[Entries with page source code]
_ _ _
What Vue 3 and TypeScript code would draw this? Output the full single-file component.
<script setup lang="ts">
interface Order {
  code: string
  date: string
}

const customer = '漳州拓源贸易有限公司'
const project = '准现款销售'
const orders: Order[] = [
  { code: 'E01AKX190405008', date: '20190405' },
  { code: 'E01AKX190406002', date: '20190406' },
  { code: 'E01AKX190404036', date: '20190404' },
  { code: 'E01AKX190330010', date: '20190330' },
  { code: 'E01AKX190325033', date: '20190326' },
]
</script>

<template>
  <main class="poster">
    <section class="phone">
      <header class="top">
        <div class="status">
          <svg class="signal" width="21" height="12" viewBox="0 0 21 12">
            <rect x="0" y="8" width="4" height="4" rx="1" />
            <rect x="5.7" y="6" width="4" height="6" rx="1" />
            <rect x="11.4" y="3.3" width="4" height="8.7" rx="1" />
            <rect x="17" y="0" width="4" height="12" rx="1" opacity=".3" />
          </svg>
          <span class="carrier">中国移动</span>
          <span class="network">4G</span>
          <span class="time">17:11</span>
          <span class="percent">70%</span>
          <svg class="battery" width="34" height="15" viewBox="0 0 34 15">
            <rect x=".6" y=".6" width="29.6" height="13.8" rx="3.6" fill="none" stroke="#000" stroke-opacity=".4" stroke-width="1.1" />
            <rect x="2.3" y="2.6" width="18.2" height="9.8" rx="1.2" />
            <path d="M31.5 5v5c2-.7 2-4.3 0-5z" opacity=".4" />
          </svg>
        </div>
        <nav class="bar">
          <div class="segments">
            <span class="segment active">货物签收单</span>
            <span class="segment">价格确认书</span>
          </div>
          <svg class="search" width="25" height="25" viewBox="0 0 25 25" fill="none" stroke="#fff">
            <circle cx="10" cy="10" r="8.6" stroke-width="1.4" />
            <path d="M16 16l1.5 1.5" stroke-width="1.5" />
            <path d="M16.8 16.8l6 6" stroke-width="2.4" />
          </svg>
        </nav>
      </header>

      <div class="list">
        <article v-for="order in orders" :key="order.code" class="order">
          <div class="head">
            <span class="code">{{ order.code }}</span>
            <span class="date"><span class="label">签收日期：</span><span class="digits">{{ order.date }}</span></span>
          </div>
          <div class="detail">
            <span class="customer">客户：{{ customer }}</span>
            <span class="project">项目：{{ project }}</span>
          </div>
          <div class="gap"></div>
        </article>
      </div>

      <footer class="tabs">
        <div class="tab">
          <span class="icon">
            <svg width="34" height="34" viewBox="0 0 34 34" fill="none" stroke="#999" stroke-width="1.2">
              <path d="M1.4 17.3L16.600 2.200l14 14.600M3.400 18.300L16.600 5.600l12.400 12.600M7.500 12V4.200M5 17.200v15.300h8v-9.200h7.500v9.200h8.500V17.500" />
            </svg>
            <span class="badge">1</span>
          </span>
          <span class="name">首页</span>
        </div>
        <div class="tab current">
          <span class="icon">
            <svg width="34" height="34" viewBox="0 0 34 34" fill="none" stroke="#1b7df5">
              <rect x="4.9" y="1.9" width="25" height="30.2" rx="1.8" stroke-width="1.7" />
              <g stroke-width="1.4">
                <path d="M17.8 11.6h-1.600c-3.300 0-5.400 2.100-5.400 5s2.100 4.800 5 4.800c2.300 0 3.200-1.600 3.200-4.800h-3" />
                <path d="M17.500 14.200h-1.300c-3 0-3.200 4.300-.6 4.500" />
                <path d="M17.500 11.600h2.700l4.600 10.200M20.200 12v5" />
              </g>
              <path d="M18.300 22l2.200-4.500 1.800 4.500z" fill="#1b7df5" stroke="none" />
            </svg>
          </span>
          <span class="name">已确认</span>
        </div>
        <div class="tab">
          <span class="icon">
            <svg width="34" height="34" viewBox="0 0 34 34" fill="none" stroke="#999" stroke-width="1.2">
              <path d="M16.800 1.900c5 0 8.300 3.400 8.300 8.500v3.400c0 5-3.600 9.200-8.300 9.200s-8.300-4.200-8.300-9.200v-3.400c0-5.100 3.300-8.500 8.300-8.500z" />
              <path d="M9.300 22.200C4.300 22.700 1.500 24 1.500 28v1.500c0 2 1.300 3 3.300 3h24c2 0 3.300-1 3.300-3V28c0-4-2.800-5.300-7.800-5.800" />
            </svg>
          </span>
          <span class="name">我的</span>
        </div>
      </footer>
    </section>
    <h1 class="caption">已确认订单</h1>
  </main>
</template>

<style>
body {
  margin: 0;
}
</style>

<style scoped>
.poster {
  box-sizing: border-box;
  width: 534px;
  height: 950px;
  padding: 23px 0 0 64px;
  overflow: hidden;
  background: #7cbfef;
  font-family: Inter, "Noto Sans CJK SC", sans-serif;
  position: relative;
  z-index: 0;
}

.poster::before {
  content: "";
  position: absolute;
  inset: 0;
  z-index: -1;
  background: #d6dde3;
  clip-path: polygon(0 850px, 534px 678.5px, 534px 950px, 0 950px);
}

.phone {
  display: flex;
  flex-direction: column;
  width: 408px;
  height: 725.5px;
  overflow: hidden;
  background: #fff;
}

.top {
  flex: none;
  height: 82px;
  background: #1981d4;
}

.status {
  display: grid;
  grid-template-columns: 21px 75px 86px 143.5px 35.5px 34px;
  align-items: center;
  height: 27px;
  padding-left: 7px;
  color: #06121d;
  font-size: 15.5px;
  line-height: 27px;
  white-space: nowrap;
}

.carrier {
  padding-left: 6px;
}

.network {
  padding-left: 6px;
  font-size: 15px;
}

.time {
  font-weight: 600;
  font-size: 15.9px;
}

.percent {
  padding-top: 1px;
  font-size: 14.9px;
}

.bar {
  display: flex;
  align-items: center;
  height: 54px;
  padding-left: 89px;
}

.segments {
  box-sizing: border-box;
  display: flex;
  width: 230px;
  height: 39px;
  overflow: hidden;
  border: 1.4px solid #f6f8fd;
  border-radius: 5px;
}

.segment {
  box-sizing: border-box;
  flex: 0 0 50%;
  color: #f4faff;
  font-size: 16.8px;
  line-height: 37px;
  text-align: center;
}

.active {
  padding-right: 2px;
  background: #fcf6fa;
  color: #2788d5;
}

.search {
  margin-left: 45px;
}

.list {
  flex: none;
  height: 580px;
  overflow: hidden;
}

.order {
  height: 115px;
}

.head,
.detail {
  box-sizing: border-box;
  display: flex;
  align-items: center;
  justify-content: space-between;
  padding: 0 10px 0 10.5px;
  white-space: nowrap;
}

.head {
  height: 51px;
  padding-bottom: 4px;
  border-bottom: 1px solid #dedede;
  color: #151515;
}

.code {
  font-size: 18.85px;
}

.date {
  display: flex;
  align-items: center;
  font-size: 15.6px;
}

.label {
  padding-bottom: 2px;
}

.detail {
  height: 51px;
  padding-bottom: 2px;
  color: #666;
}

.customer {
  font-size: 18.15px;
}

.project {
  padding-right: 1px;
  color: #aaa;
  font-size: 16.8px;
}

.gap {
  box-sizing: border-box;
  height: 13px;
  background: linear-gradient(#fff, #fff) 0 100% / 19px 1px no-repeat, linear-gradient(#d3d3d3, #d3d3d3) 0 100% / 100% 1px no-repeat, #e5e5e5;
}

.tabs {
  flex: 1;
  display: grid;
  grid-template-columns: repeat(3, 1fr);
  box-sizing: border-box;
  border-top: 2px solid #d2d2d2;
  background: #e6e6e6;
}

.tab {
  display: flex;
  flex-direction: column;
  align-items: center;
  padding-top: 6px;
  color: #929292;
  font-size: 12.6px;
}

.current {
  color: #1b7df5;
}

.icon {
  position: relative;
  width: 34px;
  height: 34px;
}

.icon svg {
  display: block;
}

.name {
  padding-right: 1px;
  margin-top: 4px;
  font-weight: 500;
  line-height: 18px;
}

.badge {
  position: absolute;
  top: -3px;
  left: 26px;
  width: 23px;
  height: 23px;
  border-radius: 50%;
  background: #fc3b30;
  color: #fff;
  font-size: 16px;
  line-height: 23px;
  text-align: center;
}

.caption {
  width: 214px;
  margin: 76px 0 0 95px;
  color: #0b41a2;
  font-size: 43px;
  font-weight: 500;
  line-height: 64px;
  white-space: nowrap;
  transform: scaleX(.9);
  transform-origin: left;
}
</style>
_ _ _
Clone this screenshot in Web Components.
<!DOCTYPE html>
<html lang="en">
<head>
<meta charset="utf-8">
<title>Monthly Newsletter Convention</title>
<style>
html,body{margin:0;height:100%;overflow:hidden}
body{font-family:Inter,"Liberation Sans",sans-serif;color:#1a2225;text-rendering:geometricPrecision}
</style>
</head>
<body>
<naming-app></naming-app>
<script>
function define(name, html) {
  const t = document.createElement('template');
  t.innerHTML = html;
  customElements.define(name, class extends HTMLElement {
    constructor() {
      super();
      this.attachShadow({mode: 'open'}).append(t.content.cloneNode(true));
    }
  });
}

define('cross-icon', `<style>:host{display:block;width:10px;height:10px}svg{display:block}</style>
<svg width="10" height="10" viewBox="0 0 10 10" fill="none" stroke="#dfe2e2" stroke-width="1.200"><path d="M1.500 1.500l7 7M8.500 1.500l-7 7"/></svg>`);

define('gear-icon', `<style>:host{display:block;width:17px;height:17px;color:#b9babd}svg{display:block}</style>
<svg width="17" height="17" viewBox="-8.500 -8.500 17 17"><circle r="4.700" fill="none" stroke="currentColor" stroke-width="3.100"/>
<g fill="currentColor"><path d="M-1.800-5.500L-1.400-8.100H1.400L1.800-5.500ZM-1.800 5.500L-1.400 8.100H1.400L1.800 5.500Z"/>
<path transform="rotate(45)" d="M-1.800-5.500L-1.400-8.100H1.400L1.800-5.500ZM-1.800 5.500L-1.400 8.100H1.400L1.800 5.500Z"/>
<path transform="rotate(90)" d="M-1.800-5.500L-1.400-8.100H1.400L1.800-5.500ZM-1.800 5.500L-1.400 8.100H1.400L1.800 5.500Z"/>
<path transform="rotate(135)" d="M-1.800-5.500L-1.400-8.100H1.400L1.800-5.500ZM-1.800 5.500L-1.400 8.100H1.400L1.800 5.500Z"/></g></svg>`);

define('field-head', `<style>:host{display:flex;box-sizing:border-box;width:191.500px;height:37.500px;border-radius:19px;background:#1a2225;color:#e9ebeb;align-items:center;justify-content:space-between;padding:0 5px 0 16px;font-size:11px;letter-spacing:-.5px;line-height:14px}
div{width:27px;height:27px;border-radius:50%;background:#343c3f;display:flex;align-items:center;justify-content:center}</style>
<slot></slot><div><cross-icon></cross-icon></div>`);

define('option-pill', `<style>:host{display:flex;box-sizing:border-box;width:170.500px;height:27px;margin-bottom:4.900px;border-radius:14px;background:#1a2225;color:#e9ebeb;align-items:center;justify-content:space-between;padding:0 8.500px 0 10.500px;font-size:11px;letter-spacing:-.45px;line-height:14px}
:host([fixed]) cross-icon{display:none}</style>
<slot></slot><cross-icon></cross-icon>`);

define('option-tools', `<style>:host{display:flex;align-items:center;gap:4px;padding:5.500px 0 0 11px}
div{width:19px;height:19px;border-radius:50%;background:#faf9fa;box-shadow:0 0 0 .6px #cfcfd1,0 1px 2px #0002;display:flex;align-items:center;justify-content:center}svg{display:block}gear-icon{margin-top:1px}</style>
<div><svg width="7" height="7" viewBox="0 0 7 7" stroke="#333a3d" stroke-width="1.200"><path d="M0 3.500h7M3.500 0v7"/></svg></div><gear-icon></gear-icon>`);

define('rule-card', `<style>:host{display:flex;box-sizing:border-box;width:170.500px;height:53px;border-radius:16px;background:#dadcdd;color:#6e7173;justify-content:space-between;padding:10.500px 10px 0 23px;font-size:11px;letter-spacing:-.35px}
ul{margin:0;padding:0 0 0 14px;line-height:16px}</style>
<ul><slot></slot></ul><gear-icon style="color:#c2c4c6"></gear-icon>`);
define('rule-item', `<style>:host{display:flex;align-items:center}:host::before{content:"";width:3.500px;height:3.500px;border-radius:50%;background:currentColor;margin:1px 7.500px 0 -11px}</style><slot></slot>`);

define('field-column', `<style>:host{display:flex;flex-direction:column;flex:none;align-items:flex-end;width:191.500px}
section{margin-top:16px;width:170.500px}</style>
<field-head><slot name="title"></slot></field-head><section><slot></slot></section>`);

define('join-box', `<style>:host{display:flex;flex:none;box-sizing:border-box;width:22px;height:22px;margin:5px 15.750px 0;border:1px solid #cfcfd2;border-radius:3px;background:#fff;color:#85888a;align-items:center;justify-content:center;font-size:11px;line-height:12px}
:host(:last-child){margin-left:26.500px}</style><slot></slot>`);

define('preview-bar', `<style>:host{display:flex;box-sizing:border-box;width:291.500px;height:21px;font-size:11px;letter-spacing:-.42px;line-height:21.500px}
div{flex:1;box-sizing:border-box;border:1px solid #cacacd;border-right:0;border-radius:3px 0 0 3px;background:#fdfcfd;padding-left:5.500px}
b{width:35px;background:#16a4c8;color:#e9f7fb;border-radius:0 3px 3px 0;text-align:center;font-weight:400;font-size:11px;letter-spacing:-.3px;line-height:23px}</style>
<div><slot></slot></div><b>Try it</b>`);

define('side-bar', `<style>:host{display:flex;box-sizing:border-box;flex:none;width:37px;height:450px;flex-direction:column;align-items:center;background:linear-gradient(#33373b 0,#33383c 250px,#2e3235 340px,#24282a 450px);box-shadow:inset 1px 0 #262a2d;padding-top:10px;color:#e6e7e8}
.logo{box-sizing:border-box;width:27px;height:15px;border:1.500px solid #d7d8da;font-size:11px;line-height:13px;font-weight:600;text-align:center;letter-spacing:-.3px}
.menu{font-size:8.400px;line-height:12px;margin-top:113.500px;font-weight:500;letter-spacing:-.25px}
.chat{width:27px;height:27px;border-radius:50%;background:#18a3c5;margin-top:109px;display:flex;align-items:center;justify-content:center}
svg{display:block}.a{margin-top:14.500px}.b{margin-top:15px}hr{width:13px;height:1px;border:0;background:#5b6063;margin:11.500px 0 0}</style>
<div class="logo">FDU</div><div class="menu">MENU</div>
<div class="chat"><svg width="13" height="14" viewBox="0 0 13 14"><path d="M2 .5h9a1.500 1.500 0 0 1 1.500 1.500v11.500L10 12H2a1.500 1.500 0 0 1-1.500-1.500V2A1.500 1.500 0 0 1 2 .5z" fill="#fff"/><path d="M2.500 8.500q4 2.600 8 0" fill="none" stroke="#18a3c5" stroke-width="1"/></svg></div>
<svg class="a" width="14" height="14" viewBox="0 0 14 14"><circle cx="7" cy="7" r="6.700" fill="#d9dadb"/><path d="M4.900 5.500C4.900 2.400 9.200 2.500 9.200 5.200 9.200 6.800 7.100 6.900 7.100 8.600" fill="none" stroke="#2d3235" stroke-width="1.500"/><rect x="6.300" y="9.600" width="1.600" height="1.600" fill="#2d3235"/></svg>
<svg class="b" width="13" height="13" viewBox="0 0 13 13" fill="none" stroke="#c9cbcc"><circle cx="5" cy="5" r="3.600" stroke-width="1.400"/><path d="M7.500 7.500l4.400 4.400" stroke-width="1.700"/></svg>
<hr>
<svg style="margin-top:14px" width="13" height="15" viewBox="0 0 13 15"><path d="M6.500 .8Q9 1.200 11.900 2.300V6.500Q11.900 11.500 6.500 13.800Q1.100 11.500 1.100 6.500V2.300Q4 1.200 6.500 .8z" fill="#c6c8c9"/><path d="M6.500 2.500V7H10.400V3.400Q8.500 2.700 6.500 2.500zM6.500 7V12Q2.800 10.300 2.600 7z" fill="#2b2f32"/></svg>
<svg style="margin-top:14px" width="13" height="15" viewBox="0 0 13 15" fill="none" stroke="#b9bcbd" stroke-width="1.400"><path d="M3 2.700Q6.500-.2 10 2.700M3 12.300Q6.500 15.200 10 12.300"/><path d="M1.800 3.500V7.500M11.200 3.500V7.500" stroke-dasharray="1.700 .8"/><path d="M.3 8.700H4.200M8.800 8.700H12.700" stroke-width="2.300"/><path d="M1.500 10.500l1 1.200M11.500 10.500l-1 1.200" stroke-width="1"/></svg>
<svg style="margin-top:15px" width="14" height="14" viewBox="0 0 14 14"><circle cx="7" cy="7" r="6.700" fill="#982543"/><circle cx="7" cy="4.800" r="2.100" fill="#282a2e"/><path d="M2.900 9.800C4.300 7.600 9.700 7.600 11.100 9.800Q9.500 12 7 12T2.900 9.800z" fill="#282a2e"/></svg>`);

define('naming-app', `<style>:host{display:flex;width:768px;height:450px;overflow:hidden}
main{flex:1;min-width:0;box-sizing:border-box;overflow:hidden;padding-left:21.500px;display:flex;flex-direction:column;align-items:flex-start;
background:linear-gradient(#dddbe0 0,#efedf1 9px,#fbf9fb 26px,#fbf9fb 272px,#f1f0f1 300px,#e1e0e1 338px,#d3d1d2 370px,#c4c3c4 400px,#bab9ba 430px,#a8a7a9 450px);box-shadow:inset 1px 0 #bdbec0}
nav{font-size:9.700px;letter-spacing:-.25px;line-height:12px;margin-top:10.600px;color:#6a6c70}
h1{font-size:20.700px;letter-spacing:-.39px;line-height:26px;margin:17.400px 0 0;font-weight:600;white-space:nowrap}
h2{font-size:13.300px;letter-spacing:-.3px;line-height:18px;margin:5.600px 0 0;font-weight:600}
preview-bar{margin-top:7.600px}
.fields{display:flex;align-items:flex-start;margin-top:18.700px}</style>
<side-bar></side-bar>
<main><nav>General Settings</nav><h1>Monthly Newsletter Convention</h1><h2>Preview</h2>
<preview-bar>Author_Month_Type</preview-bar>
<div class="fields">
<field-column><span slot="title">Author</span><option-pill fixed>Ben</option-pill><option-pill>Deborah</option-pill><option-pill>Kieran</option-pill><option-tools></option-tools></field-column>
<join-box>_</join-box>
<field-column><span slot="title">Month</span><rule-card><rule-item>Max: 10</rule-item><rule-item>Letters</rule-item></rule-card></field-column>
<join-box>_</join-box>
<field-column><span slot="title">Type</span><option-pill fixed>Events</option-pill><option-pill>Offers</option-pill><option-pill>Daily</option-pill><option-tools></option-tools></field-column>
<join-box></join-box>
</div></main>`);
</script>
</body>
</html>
_ _ _
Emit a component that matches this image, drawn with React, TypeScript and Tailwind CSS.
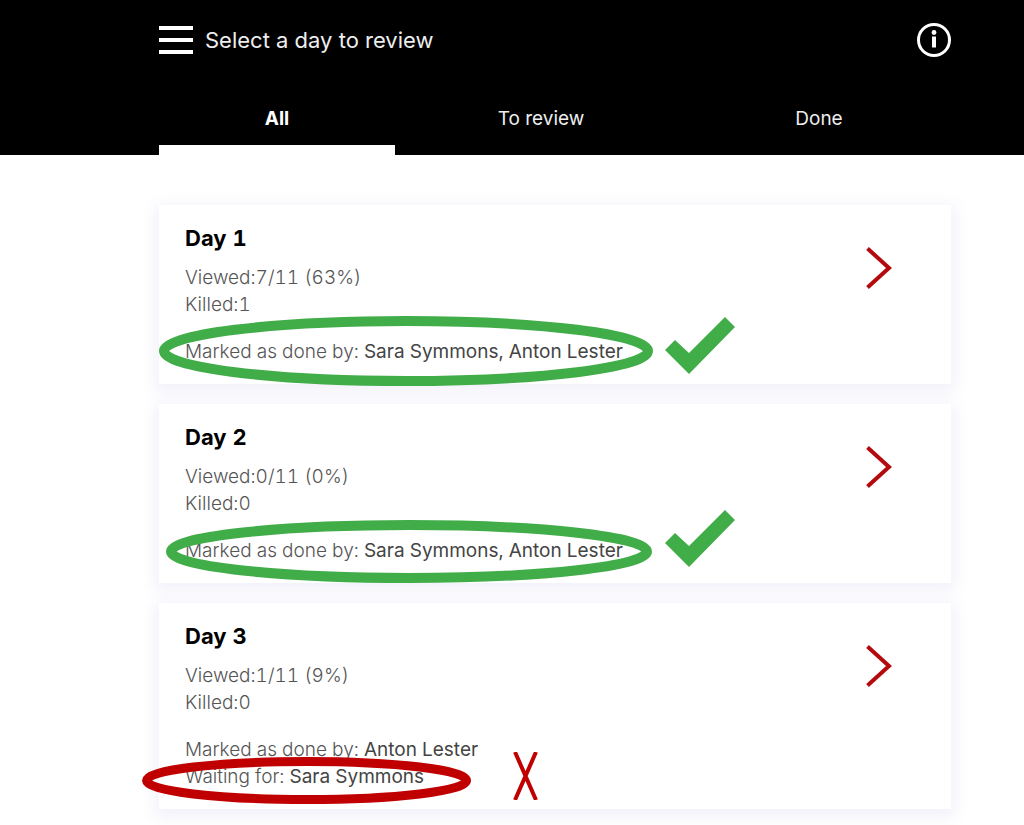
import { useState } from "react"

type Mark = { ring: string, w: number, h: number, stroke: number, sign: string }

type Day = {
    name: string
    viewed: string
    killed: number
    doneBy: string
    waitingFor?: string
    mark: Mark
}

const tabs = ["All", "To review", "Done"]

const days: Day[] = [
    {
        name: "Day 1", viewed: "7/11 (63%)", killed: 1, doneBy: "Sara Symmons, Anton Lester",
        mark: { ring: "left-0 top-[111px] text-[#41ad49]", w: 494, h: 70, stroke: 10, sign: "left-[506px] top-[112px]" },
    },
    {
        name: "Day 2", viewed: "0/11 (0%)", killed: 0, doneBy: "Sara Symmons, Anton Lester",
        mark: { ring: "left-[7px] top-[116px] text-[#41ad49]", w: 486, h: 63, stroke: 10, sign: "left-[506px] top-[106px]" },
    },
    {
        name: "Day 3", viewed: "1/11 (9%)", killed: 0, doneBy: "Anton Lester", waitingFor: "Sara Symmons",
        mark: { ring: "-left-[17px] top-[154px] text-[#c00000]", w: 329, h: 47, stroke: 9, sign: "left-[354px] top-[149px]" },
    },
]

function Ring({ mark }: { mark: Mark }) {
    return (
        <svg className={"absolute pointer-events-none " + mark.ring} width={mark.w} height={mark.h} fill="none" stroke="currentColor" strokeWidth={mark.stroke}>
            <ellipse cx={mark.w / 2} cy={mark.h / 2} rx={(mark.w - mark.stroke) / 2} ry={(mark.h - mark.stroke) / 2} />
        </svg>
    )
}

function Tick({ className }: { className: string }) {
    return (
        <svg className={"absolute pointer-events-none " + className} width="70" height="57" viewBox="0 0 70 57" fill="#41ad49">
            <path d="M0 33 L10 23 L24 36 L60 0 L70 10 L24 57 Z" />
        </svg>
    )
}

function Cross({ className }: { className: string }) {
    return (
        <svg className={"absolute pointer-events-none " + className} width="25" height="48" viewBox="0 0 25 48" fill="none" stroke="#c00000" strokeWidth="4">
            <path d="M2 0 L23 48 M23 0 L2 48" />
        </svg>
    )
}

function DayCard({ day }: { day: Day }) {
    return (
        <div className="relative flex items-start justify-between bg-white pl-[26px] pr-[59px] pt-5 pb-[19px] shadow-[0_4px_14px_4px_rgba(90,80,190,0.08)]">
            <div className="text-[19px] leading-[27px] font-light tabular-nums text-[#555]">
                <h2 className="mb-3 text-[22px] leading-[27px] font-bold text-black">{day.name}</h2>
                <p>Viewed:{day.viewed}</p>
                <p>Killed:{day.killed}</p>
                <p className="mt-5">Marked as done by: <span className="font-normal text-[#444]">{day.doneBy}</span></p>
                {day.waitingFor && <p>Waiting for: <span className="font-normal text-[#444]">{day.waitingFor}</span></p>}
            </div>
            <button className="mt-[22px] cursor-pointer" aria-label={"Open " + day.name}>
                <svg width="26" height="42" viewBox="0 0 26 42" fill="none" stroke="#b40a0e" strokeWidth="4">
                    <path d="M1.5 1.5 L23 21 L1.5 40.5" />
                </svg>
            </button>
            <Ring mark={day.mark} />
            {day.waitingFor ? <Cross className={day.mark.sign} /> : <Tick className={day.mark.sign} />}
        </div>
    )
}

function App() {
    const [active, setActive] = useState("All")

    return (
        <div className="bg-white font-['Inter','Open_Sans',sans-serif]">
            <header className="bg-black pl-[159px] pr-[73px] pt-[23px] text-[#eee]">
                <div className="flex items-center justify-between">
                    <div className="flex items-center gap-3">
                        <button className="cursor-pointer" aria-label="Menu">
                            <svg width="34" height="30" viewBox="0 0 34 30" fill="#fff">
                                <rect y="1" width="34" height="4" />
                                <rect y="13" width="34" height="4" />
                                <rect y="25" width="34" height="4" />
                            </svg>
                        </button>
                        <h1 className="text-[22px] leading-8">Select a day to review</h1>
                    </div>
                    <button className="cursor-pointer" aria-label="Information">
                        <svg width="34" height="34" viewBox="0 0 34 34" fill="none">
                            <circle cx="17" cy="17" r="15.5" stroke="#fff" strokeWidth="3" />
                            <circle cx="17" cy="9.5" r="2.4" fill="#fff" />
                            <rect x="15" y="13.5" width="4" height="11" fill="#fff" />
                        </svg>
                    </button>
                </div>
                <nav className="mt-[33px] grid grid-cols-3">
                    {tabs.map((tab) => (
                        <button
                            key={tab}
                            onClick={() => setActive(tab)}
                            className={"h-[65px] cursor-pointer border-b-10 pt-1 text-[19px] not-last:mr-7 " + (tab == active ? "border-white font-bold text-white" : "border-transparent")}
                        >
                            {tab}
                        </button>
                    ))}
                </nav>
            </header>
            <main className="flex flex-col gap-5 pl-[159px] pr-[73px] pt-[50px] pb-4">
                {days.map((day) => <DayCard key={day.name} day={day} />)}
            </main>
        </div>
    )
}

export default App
_ _ _
--- What is asked ---
From the records above, give again only the part that opens with the line containing "Emit a component" and closes with the line containing "number, sign: string". Keep both ends but drop the pictures.

--- Answer to this exercise ---
Emit a component that matches this image, drawn with React, TypeScript and Tailwind CSS.
import { useState } from "react"

type Mark = { ring: string, w: number, h: number, stroke: number, sign: string }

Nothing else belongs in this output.